- [Short exercise] Read through the data and report every line in which the word "styles" occurs.

- [Records provided]
_ _ _ _ _
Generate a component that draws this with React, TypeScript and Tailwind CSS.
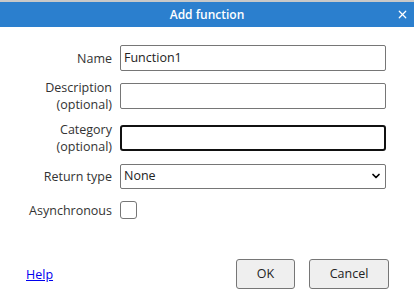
import {ChevronDown, X} from "lucide-react";

const font = {fontFamily: '"Open Sans", "Noto Sans", sans-serif'};

const Label = ({children}: {children: React.ReactNode}) => (
    <div className="w-[112px] shrink-0 text-right leading-[17px] text-[#333]">
        {children}
    </div>
)

const AddFunctionDialog = () => {
    return (
        <div className="w-[414px] h-[299px] bg-white border-t-2 border-[#c8c8c8] flex flex-col text-[12.5px]" style={font}>
            <div className="h-[25px] bg-[#2b7fce] flex items-center justify-center relative text-white text-[12px] font-semibold">
                Add function
                <X className="absolute right-[5px] top-[6px]" size={13} strokeWidth={2.2}/>
            </div>
            <div className="flex flex-col gap-[8px] pt-[18px]">
                <div className="flex items-center gap-[8px] h-[26px]">
                    <Label>Name</Label>
                    <div className="w-[266px] h-[26px] border border-[#767676] rounded-[2px] flex items-center px-[3px] text-[#222]">
                        Function1
                    </div>
                </div>
                <div className="flex items-center gap-[8px] h-[34px]">
                    <Label>Description<br/>(optional)</Label>
                    <div className="w-[266px] h-[26px] border border-[#767676] rounded-[2px]"/>
                </div>
                <div className="flex items-center gap-[8px] h-[34px]">
                    <Label>Category<br/>(optional)</Label>
                    <div className="w-[266px] h-[26px] border-2 border-[#111] rounded-[3px]"/>
                </div>
                <div className="flex items-center gap-[8px] h-[26px]">
                    <Label>Return type</Label>
                    <div className="w-[266px] h-[25px] border border-[#767676] rounded-[2px] flex items-center justify-between pl-[3px] pr-[3px] text-[#222]">
                        None
                        <ChevronDown size={12} strokeWidth={3.5} className="text-black"/>
                    </div>
                </div>
                <div className="flex items-center gap-[8px] h-[26px]">
                    <Label>Asynchronous</Label>
                    <div className="w-[17px] h-[18px] border border-[#767676] rounded-[3px]"/>
                </div>
            </div>
            <div className="flex items-center mt-auto mb-[10px] pl-[26px] pr-[25px]">
                <a href="#" className="text-[#0000ee] underline mt-[3px]">Help</a>
                <div className="ml-auto flex gap-[14px]">
                    <button className="w-[59px] h-[30px] bg-[#efefef] border border-[#767676] rounded-[3px] text-[#222]">
                        OK
                    </button>
                    <button className="w-[80px] h-[30px] bg-[#efefef] border border-[#767676] rounded-[3px] text-[#222]">
                        Cancel
                    </button>
                </div>
            </div>
        </div>
    )
}

export default function App() {
    return <AddFunctionDialog/>
}
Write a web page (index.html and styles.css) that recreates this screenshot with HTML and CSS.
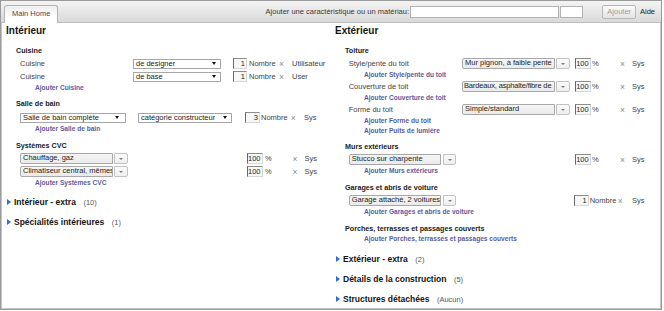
FILE: index.html
```html
<!DOCTYPE html>
<html lang="fr">
<head>
<meta charset="utf-8">
<title>Main Home</title>
<link rel="stylesheet" href="styles.css">
</head>
<body>
<div class="frame">
  <div class="topbar">
    <div class="tab">Main Home</div>
    <div class="search">
      <span class="search-label">Ajouter une caractéristique ou un matériau:</span>
      <span class="field field-main"></span>
      <span class="field field-qty"></span>
      <span class="btn">Ajouter</span>
      <span class="help">Aide</span>
    </div>
  </div>

  <div class="columns">
    <section class="col">
      <h2 class="col-title">Intérieur</h2>

      <h3 class="sub sub-first">Cuisine</h3>
      <div class="row row-k">
        <span class="lbl lbl-k">Cuisine</span>
        <span class="sel sel-k"><span class="sel-text">de designer</span><i class="sel-arrow"></i></span>
        <span class="num num-k">1</span>
        <span class="unit unit-k">Nombre</span>
        <span class="del del-k">×</span>
        <span class="src">Utilisateur</span>
      </div>
      <div class="row row-k">
        <span class="lbl lbl-k">Cuisine</span>
        <span class="sel sel-k"><span class="sel-text">de base</span><i class="sel-arrow"></i></span>
        <span class="num num-k">1</span>
        <span class="unit unit-k">Nombre</span>
        <span class="del del-k">×</span>
        <span class="src">User</span>
      </div>
      <a class="add">Ajouter Cuisine</a>

      <h3 class="sub sub-tight">Salle de bain</h3>
      <div class="row row-b">
        <span class="sel sel-b1"><span class="sel-text">Salle de bain complète</span><i class="sel-arrow"></i></span>
        <span class="sel sel-b2"><span class="sel-text">catégorie constructeur</span><i class="sel-arrow"></i></span>
        <span class="num num-b">3</span>
        <span class="unit unit-b">Nombre</span>
        <span class="del del-b">×</span>
        <span class="src">Sys</span>
      </div>
      <a class="add">Ajouter Salle de bain</a>

      <h3 class="sub">Systèmes CVC</h3>
      <div class="row row-c">
        <span class="combo combo-l"><span class="combo-field">Chauffage, gaz</span><span class="combo-btn"><i class="combo-arrow"></i></span></span>
        <span class="num num-c">100</span>
        <span class="unit unit-c">%</span>
        <span class="del del-c">×</span>
        <span class="src">Sys</span>
      </div>
      <div class="row row-c">
        <span class="combo combo-l"><span class="combo-field">Climatiseur central, mêmes</span><span class="combo-btn"><i class="combo-arrow"></i></span></span>
        <span class="num num-c">100</span>
        <span class="unit unit-c">%</span>
        <span class="del del-c">×</span>
        <span class="src">Sys</span>
      </div>
      <a class="add">Ajouter Systèmes CVC</a>

      <div class="toggle toggle-first"><i class="tri"></i><span class="toggle-name">Intérieur - extra</span><span class="count">(10)</span></div>
      <div class="toggle"><i class="tri"></i><span class="toggle-name">Spécialités intérieures</span><span class="count">(1)</span></div>
    </section>

    <section class="col">
      <h2 class="col-title">Extérieur</h2>

      <h3 class="sub sub-first">Toiture</h3>
      <div class="row row-r">
        <span class="lbl lbl-r">Style/pente du toit</span>
        <span class="combo combo-r"><span class="combo-field">Mur pignon, à faible pente</span><span class="combo-btn"><i class="combo-arrow"></i></span></span>
        <span class="num num-r">100</span>
        <span class="unit unit-r">%</span>
        <span class="del del-r">×</span>
        <span class="src">Sys</span>
      </div>
      <a class="add">Ajouter Style/pente du toit</a>
      <div class="row row-r">
        <span class="lbl lbl-r">Couverture de toit</span>
        <span class="combo combo-r"><span class="combo-field fit">Bardeaux, asphalte/fibre de</span><span class="combo-btn"><i class="combo-arrow"></i></span></span>
        <span class="num num-r">100</span>
        <span class="unit unit-r">%</span>
        <span class="del del-r">×</span>
        <span class="src">Sys</span>
      </div>
      <a class="add">Ajouter Couverture de toit</a>
      <div class="row row-r">
        <span class="lbl lbl-r">Forme du toit</span>
        <span class="combo combo-r"><span class="combo-field">Simple/standard</span><span class="combo-btn"><i class="combo-arrow"></i></span></span>
        <span class="num num-r">100</span>
        <span class="unit unit-r">%</span>
        <span class="del del-r">×</span>
        <span class="src">Sys</span>
      </div>
      <a class="add">Ajouter Forme du toit</a>
      <a class="add">Ajouter Puits de lumière</a>

      <h3 class="sub sub-tight">Murs extérieurs</h3>
      <div class="row row-r">
        <span class="combo combo-s"><span class="combo-field">Stucco sur charpente</span><span class="combo-btn"><i class="combo-arrow"></i></span></span>
        <span class="num num-s">100</span>
        <span class="unit unit-r">%</span>
        <span class="del del-r">×</span>
        <span class="src">Sys</span>
      </div>
      <a class="add">Ajouter Murs extérieurs</a>

      <h3 class="sub">Garages et abris de voiture</h3>
      <div class="row row-r">
        <span class="combo combo-s"><span class="combo-field">Garage attaché, 2 voitures</span><span class="combo-btn"><i class="combo-arrow"></i></span></span>
        <span class="num num-g">1</span>
        <span class="unit unit-g">Nombre</span>
        <span class="del del-g">×</span>
        <span class="src">Sys</span>
      </div>
      <a class="add">Ajouter Garages et abris de voiture</a>

      <h3 class="sub">Porches, terrasses et passages couverts</h3>
      <a class="add">Ajouter Porches, terrasses et passages couverts</a>

      <div class="toggle toggle-first-r"><i class="tri"></i><span class="toggle-name">Extérieur - extra</span><span class="count">(2)</span></div>
      <div class="toggle"><i class="tri"></i><span class="toggle-name">Détails de la construction</span><span class="count">(5)</span></div>
      <div class="toggle"><i class="tri"></i><span class="toggle-name">Structures détachées</span><span class="count">(Aucun)</span></div>
    </section>
  </div>
</div>
</body>
</html>
```

FILE: styles.css
```css
* { box-sizing: border-box; }

html, body {
  margin: 0;
  padding: 0;
  background: #fff;
}

body {
  font-family: "Liberation Sans", Arial, sans-serif;
  font-size: 7.5px;
  color: #3c3c3c;
}

.frame {
  width: 662px;
  height: 310px;
  border: 1px solid #9a9a9a;
  box-shadow: inset 1px 0 0 #c6c6c6, inset 0 -1px 0 #c6c6c6, inset -1px 0 0 #c6c6c6;
  overflow: hidden;
  display: flex;
  flex-direction: column;
}

/* ---------- top bar ---------- */
.topbar {
  flex: none;
  height: 22px;
  display: flex;
  align-items: flex-end;
  padding: 0 6px 0 3px;
  background: linear-gradient(#f4f4f4, #d9d9d9);
  border-bottom: 1px solid #bdbdbd;
}

.tab {
  height: 18px;
  margin-bottom: -1px;
  padding: 0 7px;
  line-height: 16px;
  color: #4d4658;
  background: linear-gradient(#eeeeee, #ffffff 70%);
  border: 1px solid #b4b4b4;
  border-bottom: 0;
  border-radius: 3px 3px 0 0;
}

.search {
  margin-left: auto;
  align-self: center;
  display: flex;
  align-items: center;
}

.search-label { color: #3a3a3a; }

.field {
  height: 12px;
  background: #fff;
  border: 1px solid #b3b3b3;
}

.field-main { width: 149px; margin-left: 1.5px; }
.field-qty { width: 23px; margin-left: 1px; }

.btn {
  margin-left: 19px;
  width: 33.5px;
  height: 14px;
  display: flex;
  align-items: center;
  justify-content: center;
  color: #9b9b9b;
  background: linear-gradient(#fbfbfb, #e3e3e3);
  border: 1px solid #b8b8b8;
  border-radius: 2px;
}

.help {
  margin-left: 4px;
  color: #222;
}

/* ---------- columns ---------- */
.columns {
  flex: 1;
  display: grid;
  grid-template-columns: 329px 1fr;
  padding: 1px 0 0 5px;
}

.col {
  display: flex;
  flex-direction: column;
  align-items: stretch;
}

.col-title {
  margin: 0;
  font-size: 10px;
  font-weight: bold;
  line-height: 14px;
  color: #151515;
}

.sub {
  margin: 6px 0 0;
  padding-left: 10px;
  font-size: 7.2px;
  font-weight: bold;
  line-height: 11px;
  color: #202020;
}

.sub-first { margin-top: 7px; }
.sub-tight { margin-top: 5px; }

.add {
  display: block;
  padding-left: 29px;
  font-size: 6.6px;
  font-weight: bold;
  line-height: 10px;
  color: #5a5c9e;
  text-decoration: none;
  white-space: nowrap;
}

/* ---------- rows ---------- */
.row {
  display: flex;
  align-items: center;
  height: 13px;
  white-space: nowrap;
}

.sub + .row { margin-top: 1px; }
.sub + .row-b { margin-top: 2px; }

.row-k, .row-b, .row-c { padding-left: 14px; }
.row-r { padding-left: 13.7px; }

.lbl { color: #444; flex: none; }
.lbl-k { width: 113px; }
.lbl-r { width: 113.3px; }

.unit, .src { color: #444; flex: none; }
.del { color: #8a8a8a; font-size: 8.5px; flex: none; line-height: 10px; }

/* native select */
.sel {
  flex: none;
  height: 10px;
  display: flex;
  align-items: center;
  justify-content: space-between;
  padding: 0 4px 0 2px;
  background: #fff;
  border: 1px solid #a7a7a7;
  color: #222;
  overflow: hidden;
}

.sel-text { overflow: hidden; }

.sel-arrow {
  flex: none;
  width: 0;
  height: 0;
  border-left: 2.5px solid transparent;
  border-right: 2.5px solid transparent;
  border-top: 3px solid #111;
}

.sel-k { width: 88px; }
.sel-b1 { width: 106px; padding-right: 6px; }
.sel-b2 { width: 94px; margin-left: 12px; }

/* combo box */
.combo {
  flex: none;
  height: 10.5px;
  display: flex;
  gap: 1.5px;
}

.combo-field {
  flex: 1;
  min-width: 0;
  overflow: hidden;
  padding-left: 2px;
  line-height: 8.5px;
  color: #222;
  background: linear-gradient(#f5f5f5, #eaeaea);
  border: 1px solid #a8a8a8;
  border-radius: 2px 0 0 2px;
}

.combo-field.fit {
  padding-left: 1px;
  letter-spacing: -0.16px;
}

.combo-btn {
  flex: none;
  width: 13.5px;
  display: flex;
  align-items: center;
  justify-content: center;
  background: linear-gradient(#fafafa, #eeeeee);
  border: 1px solid #c2c2c2;
  border-radius: 0 2px 2px 0;
}

.combo-arrow {
  width: 0;
  height: 0;
  border-left: 2px solid transparent;
  border-right: 2px solid transparent;
  border-top: 2.5px solid #7d7d7d;
}

.combo-l { width: 107.5px; }
.combo-r { width: 108px; }
.combo-s { width: 107.6px; }

/* number input */
.num {
  flex: none;
  height: 10.5px;
  display: flex;
  align-items: center;
  justify-content: flex-end;
  padding-right: 1px;
  color: #1e1e1e;
  background: #f7f7f7;
  border: 1px solid #d6d6d6;
  border-left-color: #676767;
  border-top-color: #8c8c8c;
}

.num-k { width: 14px; margin-left: 12px; }
.unit-k { width: 32px; padding-left: 2px; }
.del-k { width: 13px; }

.num-b { width: 15px; margin-left: 13px; }
.unit-b { width: 30.7px; padding-left: 1px; }
.del-b { width: 13.3px; }

.num-c { width: 15.5px; margin-left: 119.5px; }
.unit-c { width: 30px; padding-left: 2.5px; }
.del-c { width: 12px; }

.num-r { width: 15.4px; margin-left: 5.3px; }
.unit-r { width: 29.3px; padding-left: 1.3px; }
.del-r { width: 12px; }

.num-s { width: 15.4px; margin-left: 119px; }

.num-g { width: 15px; margin-left: 117.4px; }
.unit-g { width: 29px; padding-left: 1px; }
.del-g { width: 14.3px; }

/* ---------- collapsible sections ---------- */
.toggle {
  display: flex;
  align-items: center;
  height: 20px;
  white-space: nowrap;
}

.toggle-first { margin-top: 4px; }
.toggle-first-r { margin-top: 5px; }

.tri {
  flex: none;
  width: 0;
  height: 0;
  margin: 0 3.5px 0 0.5px;
  border-top: 3.5px solid transparent;
  border-bottom: 3.5px solid transparent;
  border-left: 4px solid #2c6fd8;
}

.toggle-name {
  font-size: 8.5px;
  font-weight: bold;
  color: #141414;
}

.count {
  margin-left: 7.5px;
  color: #555;
}
```
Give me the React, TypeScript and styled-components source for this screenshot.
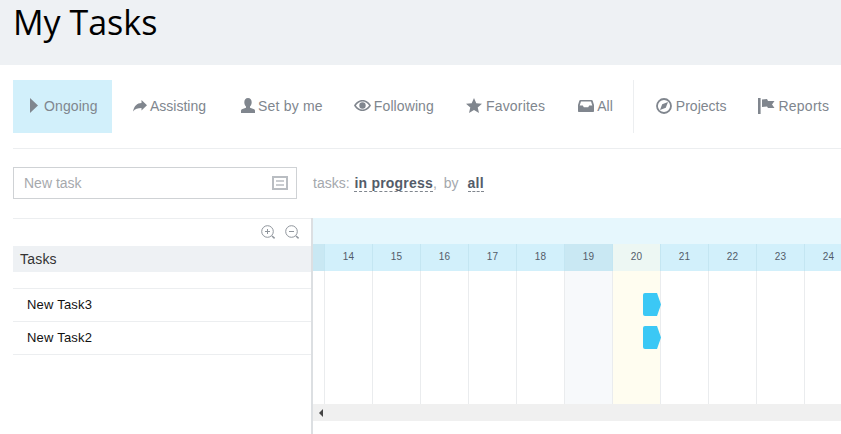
_ _ _ _ _
- [Solution for this problem]
Write a web page (index.html and styles.css) that recreates this screenshot with HTML and CSS.
<link rel="stylesheet" href="styles.css">
FILE: styles.css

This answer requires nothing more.